== RECORDED INFORMATION ==

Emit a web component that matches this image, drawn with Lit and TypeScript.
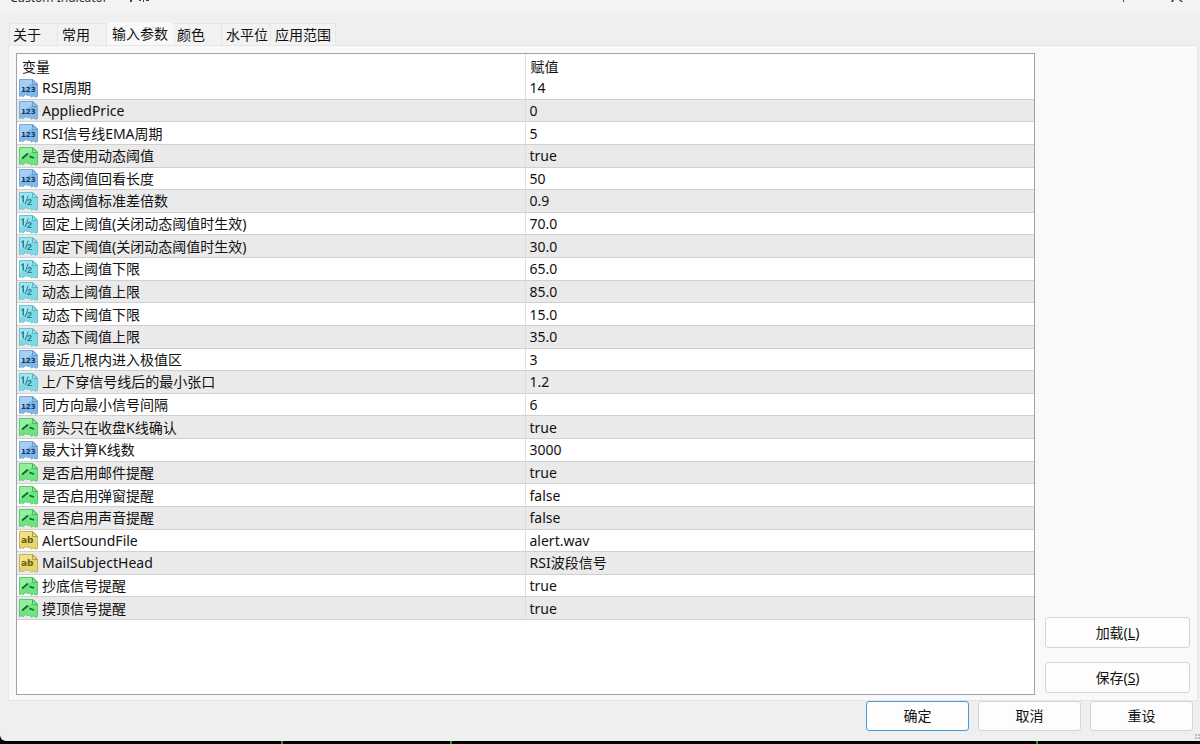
import { LitElement, html, css, svg } from "lit";
import { customElement, property, state } from "lit/decorators.js";

type Kind = "int" | "bool" | "real" | "text";
interface Param { kind: Kind; name: string; value: string; }

const PARAMS: Param[] = [
  { kind: "int", name: "RSI周期", value: "14" },
  { kind: "int", name: "AppliedPrice", value: "0" },
  { kind: "int", name: "RSI信号线EMA周期", value: "5" },
  { kind: "bool", name: "是否使用动态阈值", value: "true" },
  { kind: "int", name: "动态阈值回看长度", value: "50" },
  { kind: "real", name: "动态阈值标准差倍数", value: "0.9" },
  { kind: "real", name: "固定上阈值(关闭动态阈值时生效)", value: "70.0" },
  { kind: "real", name: "固定下阈值(关闭动态阈值时生效)", value: "30.0" },
  { kind: "real", name: "动态上阈值下限", value: "65.0" },
  { kind: "real", name: "动态上阈值上限", value: "85.0" },
  { kind: "real", name: "动态下阈值下限", value: "15.0" },
  { kind: "real", name: "动态下阈值上限", value: "35.0" },
  { kind: "int", name: "最近几根内进入极值区", value: "3" },
  { kind: "real", name: "上/下穿信号线后的最小张口", value: "1.2" },
  { kind: "int", name: "同方向最小信号间隔", value: "6" },
  { kind: "bool", name: "箭头只在收盘K线确认", value: "true" },
  { kind: "int", name: "最大计算K线数", value: "3000" },
  { kind: "bool", name: "是否启用邮件提醒", value: "true" },
  { kind: "bool", name: "是否启用弹窗提醒", value: "false" },
  { kind: "bool", name: "是否启用声音提醒", value: "false" },
  { kind: "text", name: "AlertSoundFile", value: "alert.wav" },
  { kind: "text", name: "MailSubjectHead", value: "RSI波段信号" },
  { kind: "bool", name: "抄底信号提醒", value: "true" },
  { kind: "bool", name: "摸顶信号提醒", value: "true" },
];

const TABS = ["关于", "常用", "输入参数", "颜色", "水平位", "应用范围"];

@customElement("param-icon")
class ParamIcon extends LitElement {
  @property() kind: Kind = "int";

  static styles = css`
    :host { display: block; width: 19px; height: 19px; flex: none; }
    svg { display: block; width: 19px; height: 19px; }
    text { font-family: "DejaVu Sans", sans-serif; font-weight: 700; }
    .page { stroke-width: 1; stroke-linejoin: round; }
    .int .page { fill: #82b8e8; stroke: #78a8d8; }
    .int .shine { fill: #a6cff3; }
    .int .fold { fill: #9fc9ef; stroke: #6798cb; }
    .int text { fill: #10375c; font-size: 7px; }
    .real .page { fill: #80d8e5; stroke: #6cc3d1; }
    .real .shine { fill: #a0e6ef; }
    .real .fold { fill: #a0e6ef; stroke: #58b4c2; }
    .real text { fill: #2a7d8d; font-size: 9px; font-family: "Liberation Sans", sans-serif; }
    .real .mark { stroke: #2a7d8d; stroke-width: 1; fill: none; }
    .real .one { stroke-width: 1.5; }
    .bool .page { fill: #70e283; stroke: #58cb6d; }
    .bool .shine { fill: #92f09f; }
    .bool .fold { fill: #92f09f; stroke: #45b65b; }
    .bool .mark { stroke: #0e6b27; stroke-width: 1.8; fill: none; }
    .text .page { fill: #e4d56c; stroke: #c5b353; }
    .text .shine { fill: #efe287; }
    .text .fold { fill: #efe287; stroke: #ad9b42; }
    .text text { fill: #6c5c0e; font-size: 9px; }
  `;

  private glyph() {
    switch (this.kind) {
      case "int": return svg`<text x="2" y="13">123</text>`;
      case "real": return svg`<path class="mark one" d="M2.5 5.2L4.2 4.2V10.5"></path><path class="mark" d="M9.2 3.5L6.2 12"></path><text x="8" y="12.5">2</text>`;
      case "bool": return svg`<path class="mark" d="M3 11.5L9 6.5M10.5 9.5L15 11"></path>`;
      default: return svg`<text x="2" y="12">ab</text>`;
    }
  }

  render() {
    return html`<svg class=${this.kind} viewBox="0 0 19 19" aria-hidden="true">
      <path class="page" d="M.5 .5H14L18.5 5V17.5L16.5 18.2L14.5 16.8L12.5 18.2L10.5 16L8.5 16.5L6.5 15.5L4.5 17.5L2.5 16.8L.5 17.5Z"></path>
      <path class="shine" d="M1 1H13V4L1 13Z"></path>
      <path class="fold" d="M13.5 1V5.5H18Z"></path>
      ${this.glyph()}
    </svg>`;
  }
}

@customElement("app-root")
class AppRoot extends LitElement {
  @state() private tab = 2;

  static styles = css`
    :host {
      display: block;
      height: 100vh;
      overflow: hidden;
      background: #000;
      color: #111;
      font: 14px/20px "Noto Sans", "Noto Sans CJK SC", sans-serif;
    }
    * { box-sizing: border-box; }
    button { font: inherit; color: inherit; }
    .desk { display: flex; flex-direction: column; height: 100%; }
    .window {
      flex: 1;
      min-height: 0;
      display: flex;
      flex-direction: column;
      position: relative;
      background: #efefef;
      border-radius: 0 0 0 6px;
      overflow: hidden;
    }
    .caption {
      flex: none;
      height: 13px;
      display: flex;
      gap: 20px;
      align-items: flex-end;
      padding: 0 16px 5px 10px;
      background: #f3f3f3;
      color: #333;
      font-size: 12px;
      overflow: hidden;
    }
    .title { white-space: nowrap; }
    .caption svg { display: block; flex: none; height: 8px; fill: #444; }
    .controls { margin-left: auto; }
    .tabs { flex: none; display: flex; align-items: flex-end; height: 32px; padding: 0 9px; }
    .tab {
      height: 22px;
      padding: 0 4px;
      border: 1px solid #e5e5e5;
      border-left-width: 0;
      border-bottom: 0;
      background: #f2f2f2;
      text-align: left;
      white-space: nowrap;
      line-height: 20px;
    }
    .tab:first-child { border-left-width: 1px; padding-left: 3px; }
    .short { width: 49px; }
    .tab[aria-selected="true"] {
      height: 23px;
      padding-left: 5px;
      background: #f9f9f9;
      border-color: #f9f9f9;
    }
    .sheet {
      flex: 1;
      min-height: 0;
      display: flex;
      gap: 10px;
      margin: 0 2px 0 8px;
      padding: 7px 7px 5px;
      background: #f9f9f9;
      border: 1px solid #e6e6e6;
    }
    .list { flex: 1; min-width: 0; border: 1px solid #a0a3aa; background: #fff; }
    table { width: 100%; height: 566px; border-collapse: separate; border-spacing: 0; table-layout: fixed; }
    th, td { height: 22px; padding: 1px 4px 0; font-weight: 400; text-align: left; white-space: nowrap; line-height: 20px; vertical-align: middle; }
    th { padding: 3px 5px 0; }
    td { border-bottom: 1px solid #d0d0d0; }
    .row:nth-child(even) { background: #eaeaea; }
    .first { width: 50%; border-right: 1px solid #dedede; }
    td.first { padding-left: 2px; }
    .cell { display: flex; align-items: center; gap: 4px; height: 20px; }
    .side { flex: none; width: 145px; display: flex; flex-direction: column; justify-content: flex-end; gap: 14px; padding-bottom: 2px; }
    .btn {
      height: 31px;
      padding: 0;
      border: 1px solid #d5d5d5;
      border-radius: 3px;
      background: #fdfdfd;
      text-align: center;
    }
    .footer { flex: none; display: flex; justify-content: flex-end; gap: 9px; padding: 0 7px 10px; }
    .footer .btn { width: 103px; height: 30px; }
    .footer .primary { border-color: #459bdc; }
    .grip { position: absolute; right: 0; bottom: 0; width: 5px; height: 7px; fill: #bcbcbc; }
    .chart { flex: none; height: 3px; display: flex; }
    .tick { width: 2px; background: #17a51c; }
    .s1 { flex: 281; } .s2 { flex: 167; } .s3 { flex: 584; } .s4 { flex: 162; }
  `;

  render() {
    return html`<div class="desk">
      <main class="window">
        <header class="caption">
          <span class="title">Custom Indicator</span>
          <svg width="22" viewBox="0 0 22 8" aria-hidden="true"><path d="M2 0H4V2H2ZM11 0H13V1H11ZM15 0H16V2H15ZM18 0H21V1H18Z"></path></svg>
          <svg class="controls" width="62" viewBox="0 0 62 8" aria-hidden="true"><path d="M1 0H2V2H1ZM50 0H52L51 2H49ZM57 0H59L61 2H59Z"></path></svg>
        </header>
        <div class="tabs" role="tablist">
          ${TABS.map((t, i) => html`<button class="tab ${[0, 1, 3, 4].includes(i) ? "short" : ""}" role="tab"
            aria-selected=${i === this.tab ? "true" : "false"} @click=${() => (this.tab = i)}>${t}</button>`)}
        </div>
        <section class="sheet" role="tabpanel">
          <div class="list">
            <table>
              <thead><tr><th class="first">变量</th><th>赋值</th></tr></thead>
              <tbody>${PARAMS.map((p) => html`<tr class="row">
                <td class="first"><div class="cell"><param-icon .kind=${p.kind}></param-icon><span>${p.name}</span></div></td>
                <td>${p.value}</td></tr>`)}</tbody>
            </table>
          </div>
          <div class="side">
            <button class="btn">加载(<u>L</u>)</button>
            <button class="btn">保存(<u>S</u>)</button>
          </div>
        </section>
        <footer class="footer">
          <button class="btn primary">确定</button>
          <button class="btn">取消</button>
          <button class="btn">重设</button>
        </footer>
        <svg class="grip" viewBox="0 0 5 7" aria-hidden="true"><path d="M0 0H2V2H0ZM3 0H5V2H3ZM3 3H5V5H3ZM0 3H2V5H0Z"></path></svg>
      </main>
      <div class="chart"><i class="s1"></i><i class="tick"></i><i class="s2"></i><i class="tick"></i><i class="s3"></i><i class="tick"></i><i class="s4"></i></div>
    </div>`;
  }
}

== WRITTEN TASK ==
Give again exactly the lines running from the beginning of the material above through the line that contains "Kind; name: string;", and leave out every picture.

== OUTPUT ==
Emit a web component that matches this image, drawn with Lit and TypeScript.
import { LitElement, html, css, svg } from "lit";
import { customElement, property, state } from "lit/decorators.js";

type Kind = "int" | "bool" | "real" | "text";
interface Param { kind: Kind; name: string; value: string; }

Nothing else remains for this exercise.